The young boy hosts a taco party and invites all the dragons he knows. To be on the safe side, he buries all the hot salsa he owns in the backyard (or so he thinks). The mild salsa turns out to be spicy, which makes the dragons and accidentally burn down the boy’s house.
The dragons help the boy rebuild his house, who just happens to have more tacos. Why? “Maybe they’re good samaritans. Maybe they feel bad for wrecking it. Maybe they’re just in it for the taco breaks. After all, dragons love tacos.”
So, why do dragons love tacos? We never actually find out, but it’s probably because tacos are awesome.
The story is funny. It makes me laugh. The premise is simple and completely ridiculous, but for this story it totally works.
The illustrations are fun and bright. All kinds of dragons are shown, and their love for tacos unquestionably strong. The illustration style worked well for the story being told. Fun, a little silly, and vivid.

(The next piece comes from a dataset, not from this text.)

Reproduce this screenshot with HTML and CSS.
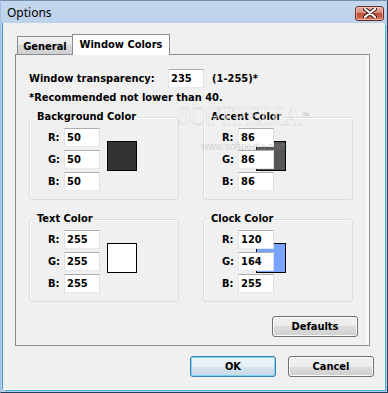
FILE: index.html
```html
<!DOCTYPE html>
<html>
<head>
<meta charset="utf-8">
<title>Options</title>
<link rel="stylesheet" href="styles.css">
</head>
<body>
<div class="window">
  <div class="titlebar">
    <span class="title">Options</span>
    <div class="close">
      <svg width="14" height="10" viewBox="0 0 14 10">
        <path d="M2 1 L12 9 M12 1 L2 9" stroke="#3a1a1a" stroke-width="4" stroke-linecap="round"/>
        <path d="M2 1 L12 9 M12 1 L2 9" stroke="#ffffff" stroke-width="2.2" stroke-linecap="round"/>
      </svg>
    </div>
  </div>
  <div class="client">
    <div class="tabs">
      <div class="tab">General</div>
      <div class="tab active">Window Colors</div>
    </div>
    <div class="panel">
      <div class="trans-row">
        <span class="trans-label">Window transparency:</span>
        <span class="input">235</span>
        <span class="range">(1-255)*</span>
      </div>
      <div class="note">*Recommended not lower than 40.</div>
      <div class="groups">
        <fieldset class="group">
          <legend>Background Color</legend>
          <div class="gbody">
            <div class="rows">
              <span class="lbl">R:</span><span class="input">50</span>
              <span class="lbl">G:</span><span class="input">50</span>
              <span class="lbl">B:</span><span class="input">50</span>
            </div>
            <div class="swatch" style="background:#323232"></div>
          </div>
        </fieldset>
        <fieldset class="group">
          <legend>Accent Color</legend>
          <div class="gbody">
            <div class="rows">
              <span class="lbl">R:</span><span class="input">86</span>
              <span class="lbl">G:</span><span class="input">86</span>
              <span class="lbl">B:</span><span class="input">86</span>
            </div>
            <div class="swatch under" style="background:#565656"></div>
          </div>
        </fieldset>
        <fieldset class="group">
          <legend>Text Color</legend>
          <div class="gbody">
            <div class="rows">
              <span class="lbl">R:</span><span class="input">255</span>
              <span class="lbl">G:</span><span class="input">255</span>
              <span class="lbl">B:</span><span class="input">255</span>
            </div>
            <div class="swatch" style="background:#ffffff"></div>
          </div>
        </fieldset>
        <fieldset class="group">
          <legend>Clock Color</legend>
          <div class="gbody">
            <div class="rows">
              <span class="lbl">R:</span><span class="input">120</span>
              <span class="lbl">G:</span><span class="input">164</span>
              <span class="lbl">B:</span><span class="input">255</span>
            </div>
            <div class="swatch under" style="background:#78a4ff"></div>
          </div>
        </fieldset>
      </div>
      <div class="panel-foot">
        <button class="btn">Defaults</button>
      </div>
    </div>
    <div class="footer">
      <button class="btn ok">OK</button>
      <button class="btn">Cancel</button>
    </div>
  </div>
  <div class="watermark">
    <span class="wm-big">SOFTPEDIA<sup>™</sup></span>
    <span class="wm-small">www.softpedia.com</span>
  </div>
</div>
</body>
</html>
```

FILE: styles.css
```css
* { box-sizing: border-box; }
html, body { margin: 0; padding: 0; }
body {
  width: 388px;
  height: 393px;
  overflow: hidden;
  background: #f0f0f0;
  font-family: "DejaVu Sans Condensed", "DejaVu Sans", sans-serif;
  font-size: 11px;
  font-weight: bold;
  color: #000;
}
.window {
  position: relative;
  width: 388px;
  height: 393px;
  display: flex;
  flex-direction: column;
  background: linear-gradient(#c4d7ed, #b9d0ea 30px, #b9d0ea);
  border-right: 1px solid #1f3d5c;
  border-bottom: 1px solid #1f3d5c;
  border-top: 1px solid #6f8fb3;
  border-left: 1px solid #9fc2e4;
}
.titlebar {
  height: 22px;
  flex: none;
  display: flex;
  align-items: center;
  justify-content: space-between;
  padding: 0 3px 0 6px;
}
.title {
  font-family: "Noto Sans", "Open Sans", sans-serif;
  font-weight: normal;
  font-size: 12px;
  color: #000;
  margin-top: 1px;
}
.close {
  width: 29px;
  height: 15px;
  margin-top: 2px;
  border: 1px solid #6a2f2a;
  border-radius: 3px;
  background: linear-gradient(#e8b0a4, #d48a78 45%, #c0503c 50%, #c75a44 75%, #dc8a6e);
  box-shadow: inset 0 0 0 1px rgba(255,220,210,0.5);
  display: flex;
  align-items: center;
  justify-content: center;
}
.client {
  flex: 1;
  margin: 0 3px 3px 2px;
  background: #f0f0f0;
  box-shadow: 1px 1px 0 #ffffff, -1px 0 0 #3f95d2, 2px 2px 0 #3fa9e0;
  display: flex;
  flex-direction: column;
}
.tabs {
  display: flex;
  align-items: flex-end;
  height: 21px;
  margin: 11px 0 -1px 14px;
  position: relative;
  z-index: 1;
}
.tab {
  width: 55px;
  height: 19px;
  border: 1px solid #898c95;
  border-right: none;
  background: linear-gradient(#f4f4f4, #e6e6e6 50%, #dadada 50%, #d0d0d0);
  display: flex;
  align-items: center;
  justify-content: center;
  padding-top: 1px;
}
.tab.active {
  width: 98px;
  height: 21px;
  border-right: 1px solid #898c95;
  border-bottom: none;
  background: #ffffff;
  padding-top: 0;
  padding-bottom: 1px;
}
.panel {
  width: 355px;
  height: 292px;
  margin-left: 12px;
  border: 1px solid #898c95;
  background: #f0f0f0;
  box-shadow: inset -3px 0 0 #fafafa;
  padding: 14px 11px 8px 13px;
  display: flex;
  flex-direction: column;
}
.trans-row {
  display: flex;
  align-items: center;
  height: 19px;
}
.trans-label { width: 139px; }
.range { margin-left: 8px; }
.input {
  width: 36px;
  height: 19px;
  background: #fff;
  border: 1px solid;
  border-color: #abadb3 #dbdfe6 #e3e9ef #e2e3ea;
  padding-left: 2px;
  display: flex;
  align-items: center;
  position: relative;
  z-index: 1;
}
.note {
  margin-top: 3px;
  line-height: 13px;
}
.groups {
  margin-top: 6px;
  display: grid;
  grid-template-columns: 150px 150px;
  column-gap: 24px;
  row-gap: 12px;
}
.group {
  margin: 0;
  padding: 0;
  min-width: 0;
  border: 1px solid #d5dfe5;
  border-radius: 3px;
  box-shadow: inset 1px 1px 0 #fdfdfd;
}
.group legend {
  margin-left: 5px;
  padding: 0 2px;
  line-height: 14px;
}
.gbody {
  display: flex;
  align-items: flex-start;
  padding: 4px 0 8px 18px;
}
.rows {
  display: grid;
  grid-template-columns: 16px 36px;
  grid-auto-rows: 19px;
  row-gap: 3px;
  align-items: center;
}
.swatch {
  width: 30px;
  height: 30px;
  border: 1px solid #000;
  margin-top: 13px;
  margin-left: 7px;
  flex: none;
}
.swatch.under { margin-left: -18px; }
.panel-foot {
  margin-top: auto;
  display: flex;
  justify-content: flex-end;
}
.btn {
  font: inherit;
  color: #000;
  height: 21px;
  width: 86px;
  border: 1px solid #707070;
  border-radius: 3px;
  background: linear-gradient(#f2f2f2, #ebebeb 50%, #dddddd 50%, #cfcfcf);
  box-shadow: inset 0 0 0 1px #fbfbfb;
  padding: 0;
}
.footer {
  margin-top: 10px;
  display: flex;
  justify-content: flex-end;
  gap: 12px;
  padding-right: 10px;
}
.btn.ok {
  border-color: #3c7fb1;
  box-shadow: inset 0 0 0 1px #7fd3f7;
  background: linear-gradient(#eef5fa, #e4eef6 50%, #d5e3ee 50%, #c9dae8);
}
.watermark {
  position: absolute;
  left: 176px;
  top: 101px;
  pointer-events: none;
  display: flex;
  flex-direction: column;
  align-items: flex-start;
  z-index: 5;
}
.wm-big {
  font-family: "Liberation Serif", serif;
  font-weight: normal;
  font-size: 27px;
  line-height: 28px;
  letter-spacing: -1px;
  color: rgba(255,255,255,0.55);
  -webkit-text-stroke: 0.6px rgba(150,150,150,0.35);
  transform: scaleX(0.9);
  transform-origin: left top;
}
.wm-big sup {
  font-size: 8px;
  vertical-align: top;
  margin-left: 3px;
}
.wm-small {
  margin-left: 24px;
  margin-top: 12px;
  font-family: "Liberation Sans", sans-serif;
  font-weight: normal;
  font-size: 10px;
  line-height: 10px;
  color: rgba(150,150,150,0.35);
}
```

The book poses questions, and though some of them are not completely answered, it created opportunities for the kids to use the illustrations to help them understand the answer. For many of the questions about why dragons like certain things, the book offers multiple possible solutions. I liked this as more often than not there’s more than one reason someone might like something.
I really liked the fact that my kids and I both seemed to enjoy the book equally. We were all excited to read the book and we all loved how it ended.
I didn’t enjoy it when the word “hate” was used to describe the dragons’ dislike for hot salsa. I think there are better ways to describe not enjoying something. Hate is a strong word. This may not bother everyone but I found it unnecessary.
Here’s the metric I use: When you’re a parent and your child asks to read this book 3 or more days in a row, how likely are you to want to jump head first through a wall?
Re-read value is high for me. I really don’t mind reading this book multiple days in a row. The book has a good cadence to it. It’s a little ridiculous and a whole lot of fun.